▸ **Given instruction**: Quote the data below in full, minus the images.

** BEGIN Dataset excerpt **

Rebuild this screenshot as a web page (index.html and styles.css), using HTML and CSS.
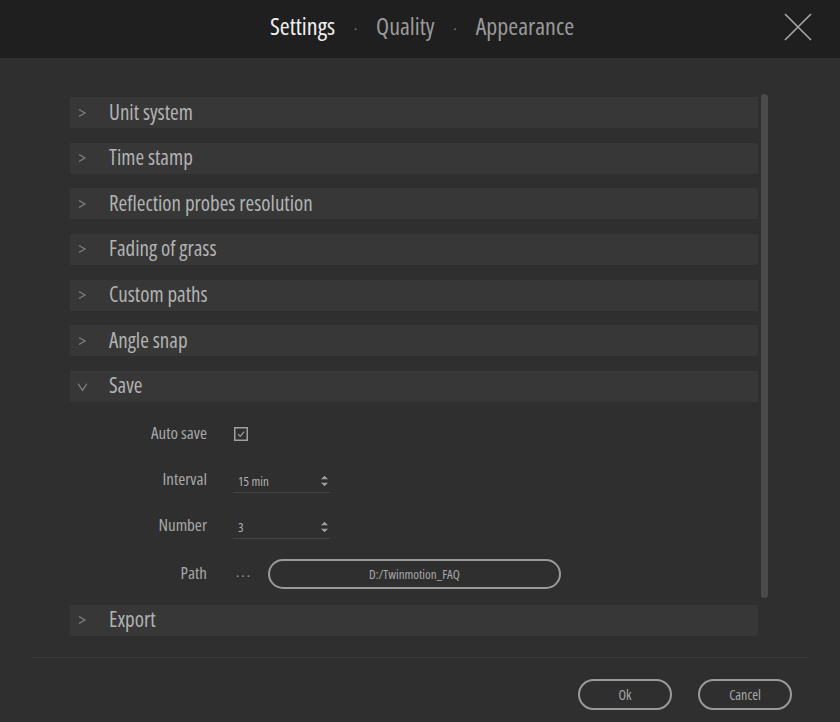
FILE: index.html
```html
<!DOCTYPE html>
<html>
<head>
<meta charset="utf-8">
<link rel="stylesheet" href="styles.css">
</head>
<body>
<div class="app">
  <header class="topbar">
    <nav class="tabs">
      <span class="tab active">Settings</span>
      <span class="dot">·</span>
      <span class="tab">Quality</span>
      <span class="dot">·</span>
      <span class="tab">Appearance</span>
    </nav>
    <button class="close" aria-label="Close">
      <svg width="28" height="28" viewBox="0 0 28 28"><path d="M1 1 L27 27 M27 1 L1 27" stroke="#a8a8a8" stroke-width="1.6" fill="none"/></svg>
    </button>
  </header>

  <main class="content">
    <div class="list">
      <div class="section"><div class="row"><svg class="chev" viewBox="0 0 10 10"><polyline points="2,1.5 8,5 2,8.5"/></svg><span class="title">Unit system</span></div></div>
      <div class="section"><div class="row"><svg class="chev" viewBox="0 0 10 10"><polyline points="2,1.5 8,5 2,8.5"/></svg><span class="title">Time stamp</span></div></div>
      <div class="section"><div class="row"><svg class="chev" viewBox="0 0 10 10"><polyline points="2,1.5 8,5 2,8.5"/></svg><span class="title">Reflection probes resolution</span></div></div>
      <div class="section"><div class="row"><svg class="chev" viewBox="0 0 10 10"><polyline points="2,1.5 8,5 2,8.5"/></svg><span class="title">Fading of grass</span></div></div>
      <div class="section"><div class="row"><svg class="chev" viewBox="0 0 10 10"><polyline points="2,1.5 8,5 2,8.5"/></svg><span class="title">Custom paths</span></div></div>
      <div class="section"><div class="row"><svg class="chev" viewBox="0 0 10 10"><polyline points="2,1.5 8,5 2,8.5"/></svg><span class="title">Angle snap</span></div></div>
      <div class="section open">
        <div class="row"><svg class="chev down" viewBox="0 0 10 10"><polyline points="1,2.5 5,8.5 9,2.5"/></svg><span class="title">Save</span></div>
        <div class="fields">
          <div class="field">
            <span class="label">Auto save</span>
            <span class="checkbox"><svg viewBox="0 0 14 14"><rect x="0.75" y="0.75" width="12.5" height="12.5" fill="none" stroke="#a0a0a0" stroke-width="1.5"/><polyline points="4,7.2 6.2,9.4 10.2,4.6" fill="none" stroke="#a0a0a0" stroke-width="1.2"/></svg></span>
          </div>
          <div class="field">
            <span class="label">Interval</span>
            <span class="spin"><span class="val">15 min</span><svg class="arrows" viewBox="0 0 8 12"><polygon points="4,0 8,4 0,4"/><polygon points="0,8 8,8 4,12"/></svg></span>
          </div>
          <div class="field">
            <span class="label">Number</span>
            <span class="spin"><span class="val">3</span><svg class="arrows" viewBox="0 0 8 12"><polygon points="4,0 8,4 0,4"/><polygon points="0,8 8,8 4,12"/></svg></span>
          </div>
          <div class="field path">
            <span class="label">Path</span>
            <span class="more">···</span>
            <span class="pathbox">D:/Twinmotion_FAQ</span>
          </div>
        </div>
      </div>
      <div class="section"><div class="row"><svg class="chev" viewBox="0 0 10 10"><polyline points="2,1.5 8,5 2,8.5"/></svg><span class="title">Export</span></div></div>
    </div>
    <div class="scrollbar"></div>
  </main>

  <footer class="footer">
    <button class="btn">Ok</button>
    <button class="btn">Cancel</button>
  </footer>
</div>
</body>
</html>
```

FILE: styles.css
```css
* { box-sizing: border-box; }
html, body {
  margin: 0;
  padding: 0;
  background: #2f2f2f;
  width: 840px;
  height: 722px;
  overflow: hidden;
  font-family: "Open Sans", "Roboto Condensed", sans-serif;
  font-stretch: 75%;
  color: #aaaaaa;
}
.app {
  display: flex;
  flex-direction: column;
  height: 722px;
}
.topbar {
  height: 58px;
  background: #1f1f1f;
  display: flex;
  align-items: center;
  justify-content: center;
  position: relative;
}
.tabs {
  display: flex;
  align-items: center;
  gap: 19px;
  margin-left: 4px;
  margin-top: -6px;
}
.tab {
  font-size: 24px;
  line-height: 30px;
  color: #9a9a9a;
}
.tab.active { color: #f0f0f0; }
.dot {
  font-size: 14px;
  color: #8a8a8a;
  margin-top: 4px;
}
.close {
  position: absolute;
  right: 28px;
  top: 13px;
  width: 28px;
  height: 28px;
  padding: 0;
  border: 0;
  background: transparent;
}
.close svg { display: block; }

.content {
  display: flex;
  align-items: flex-start;
  padding-top: 39px;
  padding-left: 70px;
  height: 599px;
}
.list {
  width: 688px;
  display: flex;
  flex-direction: column;
  gap: 14.67px;
}
.row {
  height: 31px;
  background: #373737;
  display: flex;
  align-items: center;
}
.chev {
  width: 10px;
  height: 10px;
  margin-left: 7px;
  fill: none;
  stroke: #808080;
  stroke-width: 1.2;
}
.chev.down { width: 11px; height: 11px; }
.title {
  margin-left: 22px;
  font-size: 21px;
  line-height: 28px;
  margin-top: -2px;
  color: #b2b2b2;
}
.chev.down + .title { margin-left: 21px; }

.fields {
  padding-top: 9px;
  display: flex;
  flex-direction: column;
}
.field {
  height: 46px;
  display: flex;
  align-items: center;
}
.field.path {
  height: 41px;
  align-items: flex-start;
  padding-top: 10px;
}
.label {
  width: 137px;
  text-align: right;
  font-size: 17px;
  line-height: 22px;
  color: #a8a8a8;
  margin-right: 26px;
  margin-top: -2px;
}
.field.path .label { line-height: 32px; }
.field.path .more { line-height: 33px; }
.checkbox { width: 14px; height: 14px; margin-left: 1px; }
.checkbox svg { width: 14px; height: 14px; display: block; }
.spin {
  width: 97px;
  height: 22px;
  border-bottom: 1px solid #444444;
  display: flex;
  align-items: center;
  justify-content: space-between;
  padding-left: 5px;
  padding-right: 2px;
  margin-top: 4px;
}
.val {
  font-size: 13px;
  color: #b0b0b0;
}
.arrows {
  width: 7px;
  height: 12px;
  fill: #a0a0a0;
}
.more {
  font-size: 15px;
  letter-spacing: 2px;
  color: #9a9a9a;
  margin-left: 3px;
  width: 32px;
}
.pathbox {
  width: 293px;
  height: 30px;
  border: 2px solid #9a9a9a;
  border-radius: 15px;
  display: flex;
  align-items: center;
  justify-content: center;
  font-size: 13px;
  color: #a8a8a8;
}

.scrollbar {
  width: 7px;
  height: 504px;
  margin-left: 3px;
  margin-top: -3px;
  background: #4b4b4b;
  border-radius: 4px;
}

.footer {
  margin: 0 33px;
  border-top: 1px solid #3a3a3a;
  display: flex;
  justify-content: flex-end;
  gap: 26px;
  padding-top: 21px;
  padding-right: 15px;
}
.btn {
  width: 94px;
  height: 31px;
  border: 2px solid #9a9a9a;
  border-radius: 16px;
  background: transparent;
  color: #a8a8a8;
  font-family: inherit;
  font-stretch: 75%;
  font-size: 14px;
  padding: 0;
}
```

** END Dataset excerpt **

▸ **Expected output**:
Rebuild this screenshot as a web page (index.html and styles.css), using HTML and CSS.
FILE: index.html
```html
<!DOCTYPE html>
<html>
<head>
<meta charset="utf-8">
<link rel="stylesheet" href="styles.css">
</head>
<body>
<div class="app">
  <header class="topbar">
    <nav class="tabs">
      <span class="tab active">Settings</span>
      <span class="dot">·</span>
      <span class="tab">Quality</span>
      <span class="dot">·</span>
      <span class="tab">Appearance</span>
    </nav>
    <button class="close" aria-label="Close">
      <svg width="28" height="28" viewBox="0 0 28 28"><path d="M1 1 L27 27 M27 1 L1 27" stroke="#a8a8a8" stroke-width="1.6" fill="none"/></svg>
    </button>
  </header>

  <main class="content">
    <div class="list">
      <div class="section"><div class="row"><svg class="chev" viewBox="0 0 10 10"><polyline points="2,1.5 8,5 2,8.5"/></svg><span class="title">Unit system</span></div></div>
      <div class="section"><div class="row"><svg class="chev" viewBox="0 0 10 10"><polyline points="2,1.5 8,5 2,8.5"/></svg><span class="title">Time stamp</span></div></div>
      <div class="section"><div class="row"><svg class="chev" viewBox="0 0 10 10"><polyline points="2,1.5 8,5 2,8.5"/></svg><span class="title">Reflection probes resolution</span></div></div>
      <div class="section"><div class="row"><svg class="chev" viewBox="0 0 10 10"><polyline points="2,1.5 8,5 2,8.5"/></svg><span class="title">Fading of grass</span></div></div>
      <div class="section"><div class="row"><svg class="chev" viewBox="0 0 10 10"><polyline points="2,1.5 8,5 2,8.5"/></svg><span class="title">Custom paths</span></div></div>
      <div class="section"><div class="row"><svg class="chev" viewBox="0 0 10 10"><polyline points="2,1.5 8,5 2,8.5"/></svg><span class="title">Angle snap</span></div></div>
      <div class="section open">
        <div class="row"><svg class="chev down" viewBox="0 0 10 10"><polyline points="1,2.5 5,8.5 9,2.5"/></svg><span class="title">Save</span></div>
        <div class="fields">
          <div class="field">
            <span class="label">Auto save</span>
            <span class="checkbox"><svg viewBox="0 0 14 14"><rect x="0.75" y="0.75" width="12.5" height="12.5" fill="none" stroke="#a0a0a0" stroke-width="1.5"/><polyline points="4,7.2 6.2,9.4 10.2,4.6" fill="none" stroke="#a0a0a0" stroke-width="1.2"/></svg></span>
          </div>
          <div class="field">
            <span class="label">Interval</span>
            <span class="spin"><span class="val">15 min</span><svg class="arrows" viewBox="0 0 8 12"><polygon points="4,0 8,4 0,4"/><polygon points="0,8 8,8 4,12"/></svg></span>
          </div>
          <div class="field">
            <span class="label">Number</span>
            <span class="spin"><span class="val">3</span><svg class="arrows" viewBox="0 0 8 12"><polygon points="4,0 8,4 0,4"/><polygon points="0,8 8,8 4,12"/></svg></span>
          </div>
          <div class="field path">
            <span class="label">Path</span>
            <span class="more">···</span>
            <span class="pathbox">D:/Twinmotion_FAQ</span>
          </div>
        </div>
      </div>
      <div class="section"><div class="row"><svg class="chev" viewBox="0 0 10 10"><polyline points="2,1.5 8,5 2,8.5"/></svg><span class="title">Export</span></div></div>
    </div>
    <div class="scrollbar"></div>
  </main>

  <footer class="footer">
    <button class="btn">Ok</button>
    <button class="btn">Cancel</button>
  </footer>
</div>
</body>
</html>
```

FILE: styles.css
```css
* { box-sizing: border-box; }
html, body {
  margin: 0;
  padding: 0;
  background: #2f2f2f;
  width: 840px;
  height: 722px;
  overflow: hidden;
  font-family: "Open Sans", "Roboto Condensed", sans-serif;
  font-stretch: 75%;
  color: #aaaaaa;
}
.app {
  display: flex;
  flex-direction: column;
  height: 722px;
}
.topbar {
  height: 58px;
  background: #1f1f1f;
  display: flex;
  align-items: center;
  justify-content: center;
  position: relative;
}
.tabs {
  display: flex;
  align-items: center;
  gap: 19px;
  margin-left: 4px;
  margin-top: -6px;
}
.tab {
  font-size: 24px;
  line-height: 30px;
  color: #9a9a9a;
}
.tab.active { color: #f0f0f0; }
.dot {
  font-size: 14px;
  color: #8a8a8a;
  margin-top: 4px;
}
.close {
  position: absolute;
  right: 28px;
  top: 13px;
  width: 28px;
  height: 28px;
  padding: 0;
  border: 0;
  background: transparent;
}
.close svg { display: block; }

.content {
  display: flex;
  align-items: flex-start;
  padding-top: 39px;
  padding-left: 70px;
  height: 599px;
}
.list {
  width: 688px;
  display: flex;
  flex-direction: column;
  gap: 14.67px;
}
.row {
  height: 31px;
  background: #373737;
  display: flex;
  align-items: center;
}
.chev {
  width: 10px;
  height: 10px;
  margin-left: 7px;
  fill: none;
  stroke: #808080;
  stroke-width: 1.2;
}
.chev.down { width: 11px; height: 11px; }
.title {
  margin-left: 22px;
  font-size: 21px;
  line-height: 28px;
  margin-top: -2px;
  color: #b2b2b2;
}
.chev.down + .title { margin-left: 21px; }

.fields {
  padding-top: 9px;
  display: flex;
  flex-direction: column;
}
.field {
  height: 46px;
  display: flex;
  align-items: center;
}
.field.path {
  height: 41px;
  align-items: flex-start;
  padding-top: 10px;
}
.label {
  width: 137px;
  text-align: right;
  font-size: 17px;
  line-height: 22px;
  color: #a8a8a8;
  margin-right: 26px;
  margin-top: -2px;
}
.field.path .label { line-height: 32px; }
.field.path .more { line-height: 33px; }
.checkbox { width: 14px; height: 14px; margin-left: 1px; }
.checkbox svg { width: 14px; height: 14px; display: block; }
.spin {
  width: 97px;
  height: 22px;
  border-bottom: 1px solid #444444;
  display: flex;
  align-items: center;
  justify-content: space-between;
  padding-left: 5px;
  padding-right: 2px;
  margin-top: 4px;
}
.val {
  font-size: 13px;
  color: #b0b0b0;
}
.arrows {
  width: 7px;
  height: 12px;
  fill: #a0a0a0;
}
.more {
  font-size: 15px;
  letter-spacing: 2px;
  color: #9a9a9a;
  margin-left: 3px;
  width: 32px;
}
.pathbox {
  width: 293px;
  height: 30px;
  border: 2px solid #9a9a9a;
  border-radius: 15px;
  display: flex;
  align-items: center;
  justify-content: center;
  font-size: 13px;
  color: #a8a8a8;
}

.scrollbar {
  width: 7px;
  height: 504px;
  margin-left: 3px;
  margin-top: -3px;
  background: #4b4b4b;
  border-radius: 4px;
}

.footer {
  margin: 0 33px;
  border-top: 1px solid #3a3a3a;
  display: flex;
  justify-content: flex-end;
  gap: 26px;
  padding-top: 21px;
  padding-right: 15px;
}
.btn {
  width: 94px;
  height: 31px;
  border: 2px solid #9a9a9a;
  border-radius: 16px;
  background: transparent;
  color: #a8a8a8;
  font-family: inherit;
  font-stretch: 75%;
  font-size: 14px;
  padding: 0;
}
```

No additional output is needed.